Директор школы Иннокентий Валерьевич Фомин действительно не чувствовал себя больным. Ему некогда вообще было чувствовать что-то в своем теле: слишком напряженным был ритм жизни, потому что он был замечательный директор, любящий детей и школу, но убежденный при этом коммунист (а почему – "но"? – сказалось уж так, лизнул-таки…), рационалист, материалист, очень гневающийся, что новые веяния разрушают традиционный школьный распорядок. Хоть бы пионеров-то не трогали! – горячился он мыслью, с тоской думая, как же теперь он не увидит стройных рядов мальчиков и девочек – белый верх, темный низ и алые галстучки на белых невинных шейках. Красиво же! А теперь вона что пошло! – родители требуют, чтобы детям разрешили являться в школу в гражданских шмотках, щеголяя и хвастаясь друг перед другом разноцветным тряпьем. А если семья бедна?!
И, как мы знаем, сорвали-таки галстучки с невинных шеек, напялили дети на себя гражданские шмотки, и многое другое произошло огорчительное для Фомина, но… но относится к нашему сюжету лишь одно: у него вот уже года три слегка поднывал желудок. Так, слегка, что и внимания обращать не стоило.
И вот совпадение! – это зрела, оказывается, язва, она-то и вызвала прободение желудка по случайности именно в тот момент, когда Фомин обличал на сцене шарлатанов от медицины.
Фомина увезли на "скорой" и тут же – на операционный стол, все обошлось хорошо, через три недели он выписался. Но не успокоился. Он считал этого самозваного целителя Петра Иванова виновником. Подлец! – вызвал в нем болезнь! Что делают, паразиты! И Фомин поклялся не оставить так этого дела – и не оставил, но об этом в свое время.
Вадим Никодимов ругательски ругал Петра.
– Ты не умеешь владеть ситуацией! – кричал он. – Ты мог его, допустим, усыпить? Загипнотизировать?
– Не знаю. Наверно, смог бы.
– Вот и усыпил бы! Плевать, что он вышел лечить болезни, которых нет, а ты дуй свое: усыпляй, публика очумеет и забудет, зачем он вышел! А ты ему болезнь всунул! Зачем? Народ подумает: навредил человеку!

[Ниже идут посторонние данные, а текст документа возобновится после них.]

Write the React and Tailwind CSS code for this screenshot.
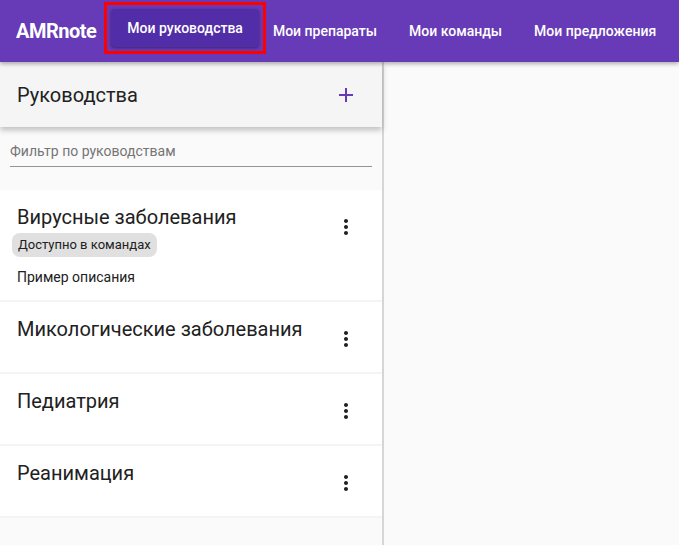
import { MdAdd, MdMoreVert } from "react-icons/md";

const guides = [
  { title: "Вирусные заболевания", shared: true, description: "Пример описания" },
  { title: "Микологические заболевания" },
  { title: "Педиатрия" },
  { title: "Реанимация" },
];

function NavBar() {
  return (
    <header className="h-[62px] bg-[#673ab7] flex items-center shadow-[0_2px_4px_rgba(0,0,0,0.3)] relative z-20 text-white">
      <div className="pl-4 pr-[8px] text-[20px] font-bold tracking-tight">AMRnote</div>
      <div className="border-[3px] border-[#ff0000] p-[4px] mb-[3px] mt-[-3px]">
        <div className="h-[38px] px-[16px] flex items-center rounded bg-[#512da8] shadow-[0_1px_3px_rgba(0,0,0,0.4)] text-[14px] font-medium">
          Мои руководства
        </div>
      </div>
      <nav className="flex items-center gap-8 ml-[7px] text-[14px] font-medium">
        <span>Мои препараты</span>
        <span>Мои команды</span>
        <span>Мои предложения</span>
      </nav>
    </header>
  );
}

function GuideItem({ title, shared, description }) {
  return (
    <div className="bg-white border-b-2 border-[#f4f4f4] flex justify-between pl-[17px] pr-[24px] pt-[13px] pb-[13px] min-h-[72px]">
      <div className="flex flex-col items-start">
        <div className="text-[20px] leading-[28px] text-[#212121]">{title}</div>
        {shared && (
          <div className="mt-[2px] ml-[-5px] h-[24px] px-[6px] flex items-center rounded-lg bg-[#e0e0e0] text-[13px] text-[#212121]">
            Доступно в командах
          </div>
        )}
        {description && (
          <div className="mt-[10px] text-[14px] leading-[20px] text-[#212121]">{description}</div>
        )}
      </div>
      <MdMoreVert className="mt-[12px] text-[24px] text-[#212121] shrink-0" />
    </div>
  );
}

export default function App() {
  return (
    <div className="h-screen flex flex-col bg-[#fafafa] font-['Roboto',sans-serif] overflow-hidden">
      <NavBar />
      <div className="flex flex-1 min-h-0">
        <aside className="w-[384px] border-r-2 border-[#d6d6d6] bg-[#fafafa] flex flex-col">
          <div className="h-[65px] bg-[#f5f5f5] flex items-center justify-between pl-[17px] pr-[24px] shadow-[0_3px_6px_rgba(0,0,0,0.25)] relative z-10">
            <h2 className="text-[20px] text-[#212121]">Руководства</h2>
            <MdAdd className="text-[24px] text-[#673ab7]" />
          </div>
          <div className="h-[63px] px-[10px] pt-[14px]">
            <div className="border-b border-[#949494] pb-[4px] text-[14px] text-[#757575]">
              Фильтр по руководствам
            </div>
          </div>
          {guides.map((g) => (
            <GuideItem key={g.title} {...g} />
          ))}
        </aside>
        <main className="flex-1 bg-[#fafafa]" />
      </div>
    </div>
  );
}
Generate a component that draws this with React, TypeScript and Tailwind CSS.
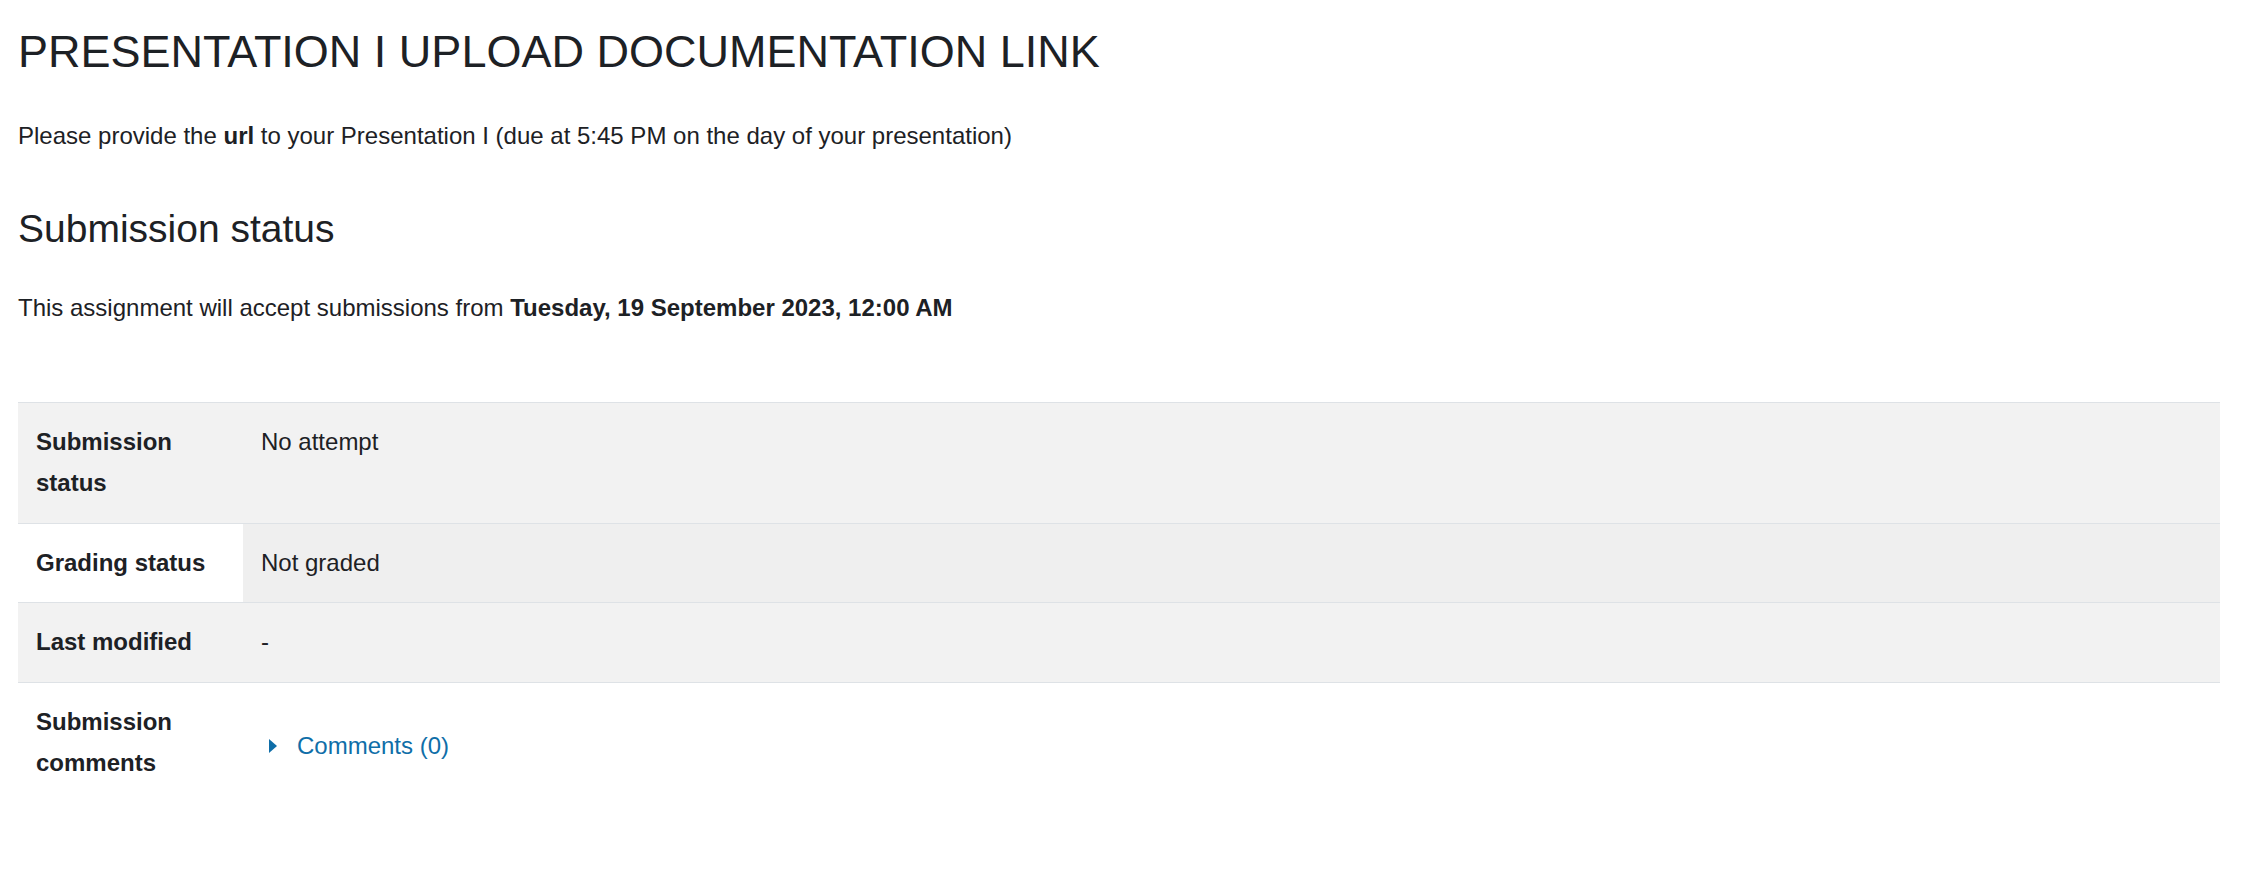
import React from "react";

const rows = [
  { label: ["Submission", "status"], value: "No attempt", rowBg: "bg-[#f2f2f2]", valBg: "bg-[#f2f2f2]" },
  { label: ["Grading status"], value: "Not graded", rowBg: "bg-white", valBg: "bg-[#efefef]" },
  { label: ["Last modified"], value: "-", rowBg: "bg-[#f2f2f2]", valBg: "bg-[#f2f2f2]" },
];

export default function App() {
  return (
    <div
      className="min-h-screen bg-white pl-[18px] pr-[21px] pt-[25px] text-[#1d2125]"
      style={{ fontFamily: '"Liberation Sans", Arial, sans-serif' }}
    >
      <h2 className="text-[45px] leading-[53px] font-normal">PRESENTATION I UPLOAD DOCUMENTATION LINK</h2>
      <p className="mt-[40px] text-[24px] leading-[36px]">
        Please provide the <strong className="font-bold">url</strong> to your Presentation I (due at 5:45 PM on the day of your presentation)
      </p>
      <h3 className="mt-[51px] text-[39px] leading-[47px] font-normal">Submission status</h3>
      <p className="mt-[38px] text-[24px] leading-[36px]">
        This assignment will accept submissions from{" "}
        <strong className="font-bold">Tuesday, 19 September 2023, 12:00 AM</strong>
      </p>
      <table className="mt-[76px] w-full border-collapse text-[24px] leading-[40.8px]">
        <tbody>
          {rows.map((r, i) => (
            <tr key={i} className={`border-t border-[#dee2e6] ${r.rowBg}`}>
              <th className="w-[225px] px-[18px] py-[19px] text-left align-top font-bold">
                {r.label.map((l, j) => (
                  <div key={j}>{l}</div>
                ))}
              </th>
              <td className={`px-[18px] py-[19px] align-top ${r.valBg}`}>{r.value}</td>
            </tr>
          ))}
          <tr className="border-t border-[#dee2e6] bg-white">
            <th className="w-[225px] px-[18px] py-[19px] text-left align-top font-bold">
              <div>Submission</div>
              <div>comments</div>
            </th>
            <td className="px-[18px] py-[19px] align-middle">
              <div className="flex items-center pt-[6px]">
                <svg width="8" height="14" viewBox="0 0 8 14" className="ml-[8px] mr-[20px]">
                  <polygon points="0,0 8,7 0,14" fill="#0f6ea8" />
                </svg>
                <a className="text-[#0f6ea8]">Comments (0)</a>
              </div>
            </td>
          </tr>
        </tbody>
      </table>
    </div>
  );
}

– Ничего я не всовывал. Была у него болезнь.
– Ты пойми, – гнул свое Никодимов. – Уже билеты проданы на пять подряд твоих выступлений, и залы не чета этому. А слухи, знаешь, как разлетаются – завтра же все будут знать, что на сеансе с человеком плохо стало, и никто не придет! Дай Бог, если журналистов сегодня не было, а если были – тогда вообще крах и ужас! Осел ты, Петруша, как друг говорю!
– Сам осел! – сказала ему присутствовавшая при разговоре Люсьен. – Кто тебя просил выскакивать и звать на сцену этого козла? Кто? А? Козел! Выступления сорвутся! Ну и пусть! Ему не надо этого! Ему не надо славы! Он будет делать свое дело тихо, незаметно, бескорыстно! Да, Петя?
– Вообще-то, – сказал Петр. Ему неудобно было не согласиться с любящей его женщиной, а она любила его неистово; он вот уже третий день жил у нее и испытывал на себе доказательства ее любви.
– Ну уж нет! Вы хотите, чтобы меня с дерьмом съели за сорванные выступления? Нет уж, Петруша, будь добр, пять раз откатай – и на все четыре стороны! И, кстати, меньше болтовни. Сразу зови дураков на сцену и лечи, гипнотизируй, чтобы рот разинули и захлопнуть забыли!